▶ Directions for this task:
Leave out the pictures and repeat everything else in the records exactly.

▶ Extracted material:
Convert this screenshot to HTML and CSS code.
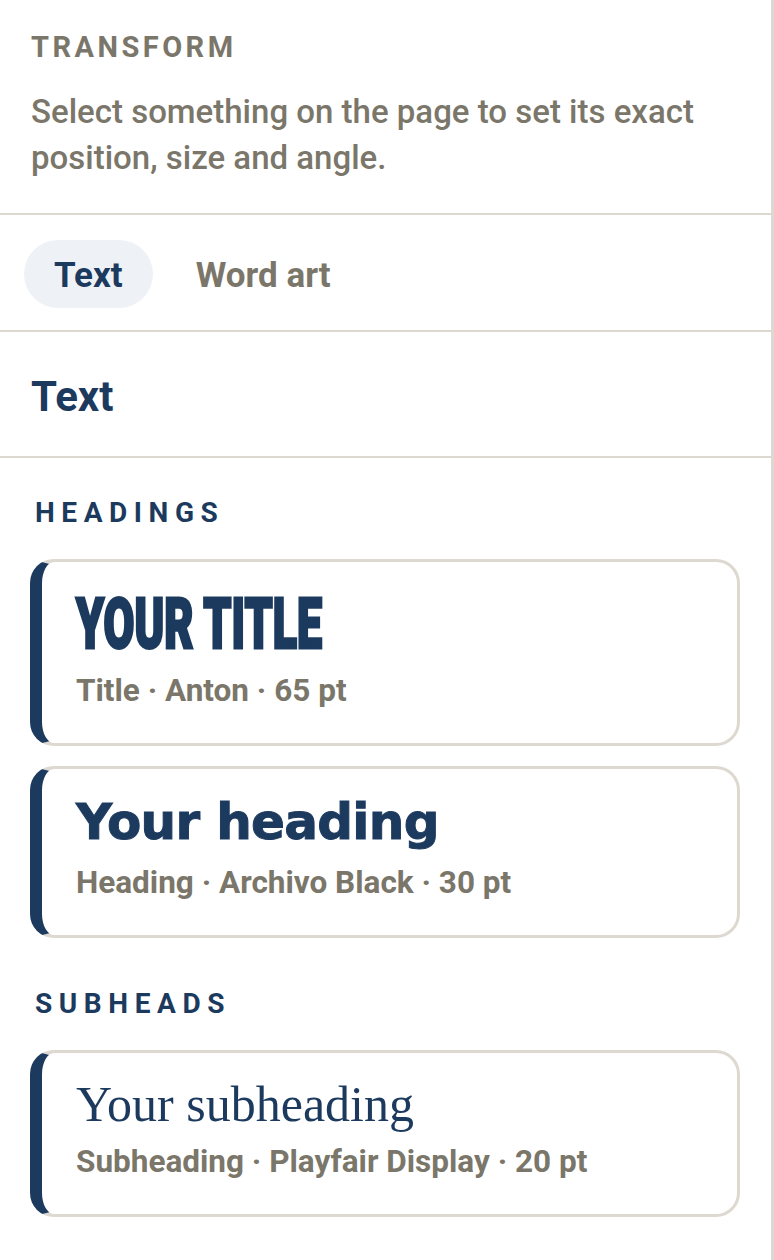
FILE: index.html
```html
<!DOCTYPE html>
<html lang="en">
<head>
<meta charset="utf-8">
<title>Transform panel</title>
<link rel="stylesheet" href="styles.css">
</head>
<body>
<div class="panel">
  <section class="sec sec-transform">
    <h2 class="eyebrow">TRANSFORM</h2>
    <p class="hint">Select something on the page to set its exact position, size and angle.</p>
  </section>
  <nav class="sec tabs">
    <button class="tab is-active">Text</button>
    <button class="tab">Word art</button>
  </nav>
  <section class="sec sec-title">
    <h1 class="title">Text</h1>
  </section>
  <section class="styles">
    <div class="group">
      <h3 class="group-label">HEADINGS</h3>
      <div class="cards">
        <div class="card card-1">
          <div class="sample"><span class="sample-title">YOUR TITLE</span></div>
          <div class="meta">Title · Anton · 65 pt</div>
        </div>
        <div class="card card-2">
          <div class="sample sample-heading">Your heading</div>
          <div class="meta">Heading · Archivo Black · 30 pt</div>
        </div>
      </div>
    </div>
    <div class="group">
      <h3 class="group-label">SUBHEADS</h3>
      <div class="cards">
        <div class="card card-3">
          <div class="sample sample-sub">Your subheading</div>
          <div class="meta">Subheading · Playfair Display · 20 pt</div>
        </div>
      </div>
    </div>
  </section>
</div>
</body>
</html>
```

FILE: styles.css
```css
html, body {
  margin: 0;
  padding: 0;
  background: #ffffff;
}
body {
  font-family: Roboto, "Liberation Sans", sans-serif;
  color: #7b766a;
}
.panel {
  width: 771px;
  min-height: 1260px;
  border-right: 3px solid #ddd9d0;
}
.sec {
  border-bottom: 2px solid #ddd9d0;
}
.sec-transform {
  padding: 31px 31px 32px;
}
.eyebrow {
  margin: 0;
  font-size: 29px;
  line-height: 32px;
  font-weight: 700;
  letter-spacing: 0.12em;
  color: #7b766a;
}
.hint {
  margin: 26px 0 0;
  font-size: 33px;
  line-height: 46px;
  font-weight: 500;
  color: #7b766a;
}
.tabs {
  display: flex;
  gap: 13px;
  padding: 25px 24px 22px;
}
.tab {
  font-family: Roboto, "Liberation Sans", sans-serif;
  font-size: 35px;
  line-height: 40px;
  font-weight: 700;
  padding: 16px 30px 12px;
  border: 0;
  border-radius: 999px;
  background: transparent;
  color: #7b766a;
}
.tab.is-active {
  background: #eef2f6;
  color: #1c3a5e;
}
.sec-title {
  padding: 40px 31px 34px;
}
.title {
  margin: 0;
  font-size: 42px;
  line-height: 50px;
  font-weight: 700;
  color: #1c3a5e;
}
.styles {
  padding: 39px 31px 0 30px;
}
.group + .group {
  margin-top: 50px;
}
.group-label {
  margin: 0 0 30px;
  padding-left: 5px;
  font-size: 28px;
  line-height: 32px;
  font-weight: 700;
  letter-spacing: 0.235em;
  color: #1c3a5e;
}
.cards {
  display: flex;
  flex-direction: column;
  gap: 20px;
}
.card {
  border: 3px solid #ddd9d0;
  border-left: 12px solid #1c3a5e;
  border-radius: 24px;
  padding: 28px 34px 34px;
  display: flex;
  flex-direction: column;
}
.sample {
  color: #1c3a5e;
}
.card-1 .sample {
  height: 69px;
  line-height: 69px;
}
.sample-title {
  display: inline-block;
  font-family: Roboto, "Liberation Sans", sans-serif;
  font-size: 70px;
  font-weight: 900;
  -webkit-text-stroke: 3px #1c3a5e;
  transform: scaleX(0.64);
  transform-origin: left center;
  white-space: nowrap;
}
.card-1 .meta { margin-top: 14px; }
.sample-heading {
  font-family: "DejaVu Sans", sans-serif;
  font-size: 50px;
  line-height: 51px;
  font-weight: 700;
  letter-spacing: -0.7px;
  -webkit-text-stroke: 1px #1c3a5e;
}
.card-2 .meta { margin-top: 17px; }
.sample-sub {
  font-family: "Liberation Serif", serif;
  font-size: 50px;
  line-height: 47px;
  font-weight: 400;
}
.card-3 .meta { margin-top: 16px; }
.meta {
  font-size: 31.5px;
  line-height: 36px;
  font-weight: 700;
  color: #7b766a;
}
```
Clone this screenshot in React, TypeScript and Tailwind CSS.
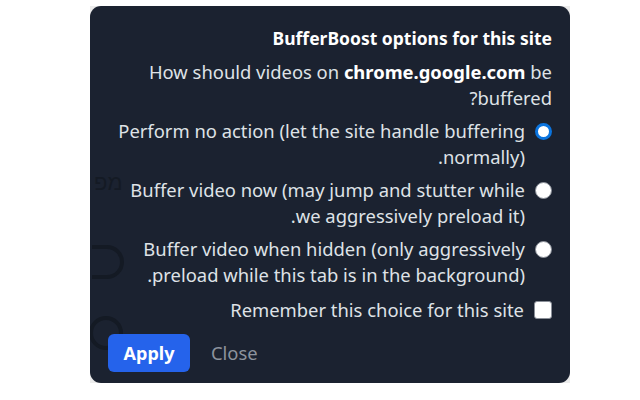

▶ Answer for the task:
Convert this screenshot to HTML and CSS code.
FILE: index.html
```html
<!DOCTYPE html>
<html lang="en">
<head>
<meta charset="utf-8">
<title>Transform panel</title>
<link rel="stylesheet" href="styles.css">
</head>
<body>
<div class="panel">
  <section class="sec sec-transform">
    <h2 class="eyebrow">TRANSFORM</h2>
    <p class="hint">Select something on the page to set its exact position, size and angle.</p>
  </section>
  <nav class="sec tabs">
    <button class="tab is-active">Text</button>
    <button class="tab">Word art</button>
  </nav>
  <section class="sec sec-title">
    <h1 class="title">Text</h1>
  </section>
  <section class="styles">
    <div class="group">
      <h3 class="group-label">HEADINGS</h3>
      <div class="cards">
        <div class="card card-1">
          <div class="sample"><span class="sample-title">YOUR TITLE</span></div>
          <div class="meta">Title · Anton · 65 pt</div>
        </div>
        <div class="card card-2">
          <div class="sample sample-heading">Your heading</div>
          <div class="meta">Heading · Archivo Black · 30 pt</div>
        </div>
      </div>
    </div>
    <div class="group">
      <h3 class="group-label">SUBHEADS</h3>
      <div class="cards">
        <div class="card card-3">
          <div class="sample sample-sub">Your subheading</div>
          <div class="meta">Subheading · Playfair Display · 20 pt</div>
        </div>
      </div>
    </div>
  </section>
</div>
</body>
</html>
```

FILE: styles.css
```css
html, body {
  margin: 0;
  padding: 0;
  background: #ffffff;
}
body {
  font-family: Roboto, "Liberation Sans", sans-serif;
  color: #7b766a;
}
.panel {
  width: 771px;
  min-height: 1260px;
  border-right: 3px solid #ddd9d0;
}
.sec {
  border-bottom: 2px solid #ddd9d0;
}
.sec-transform {
  padding: 31px 31px 32px;
}
.eyebrow {
  margin: 0;
  font-size: 29px;
  line-height: 32px;
  font-weight: 700;
  letter-spacing: 0.12em;
  color: #7b766a;
}
.hint {
  margin: 26px 0 0;
  font-size: 33px;
  line-height: 46px;
  font-weight: 500;
  color: #7b766a;
}
.tabs {
  display: flex;
  gap: 13px;
  padding: 25px 24px 22px;
}
.tab {
  font-family: Roboto, "Liberation Sans", sans-serif;
  font-size: 35px;
  line-height: 40px;
  font-weight: 700;
  padding: 16px 30px 12px;
  border: 0;
  border-radius: 999px;
  background: transparent;
  color: #7b766a;
}
.tab.is-active {
  background: #eef2f6;
  color: #1c3a5e;
}
.sec-title {
  padding: 40px 31px 34px;
}
.title {
  margin: 0;
  font-size: 42px;
  line-height: 50px;
  font-weight: 700;
  color: #1c3a5e;
}
.styles {
  padding: 39px 31px 0 30px;
}
.group + .group {
  margin-top: 50px;
}
.group-label {
  margin: 0 0 30px;
  padding-left: 5px;
  font-size: 28px;
  line-height: 32px;
  font-weight: 700;
  letter-spacing: 0.235em;
  color: #1c3a5e;
}
.cards {
  display: flex;
  flex-direction: column;
  gap: 20px;
}
.card {
  border: 3px solid #ddd9d0;
  border-left: 12px solid #1c3a5e;
  border-radius: 24px;
  padding: 28px 34px 34px;
  display: flex;
  flex-direction: column;
}
.sample {
  color: #1c3a5e;
}
.card-1 .sample {
  height: 69px;
  line-height: 69px;
}
.sample-title {
  display: inline-block;
  font-family: Roboto, "Liberation Sans", sans-serif;
  font-size: 70px;
  font-weight: 900;
  -webkit-text-stroke: 3px #1c3a5e;
  transform: scaleX(0.64);
  transform-origin: left center;
  white-space: nowrap;
}
.card-1 .meta { margin-top: 14px; }
.sample-heading {
  font-family: "DejaVu Sans", sans-serif;
  font-size: 50px;
  line-height: 51px;
  font-weight: 700;
  letter-spacing: -0.7px;
  -webkit-text-stroke: 1px #1c3a5e;
}
.card-2 .meta { margin-top: 17px; }
.sample-sub {
  font-family: "Liberation Serif", serif;
  font-size: 50px;
  line-height: 47px;
  font-weight: 400;
}
.card-3 .meta { margin-top: 16px; }
.meta {
  font-size: 31.5px;
  line-height: 36px;
  font-weight: 700;
  color: #7b766a;
}
```
Clone this screenshot in React, TypeScript and Tailwind CSS.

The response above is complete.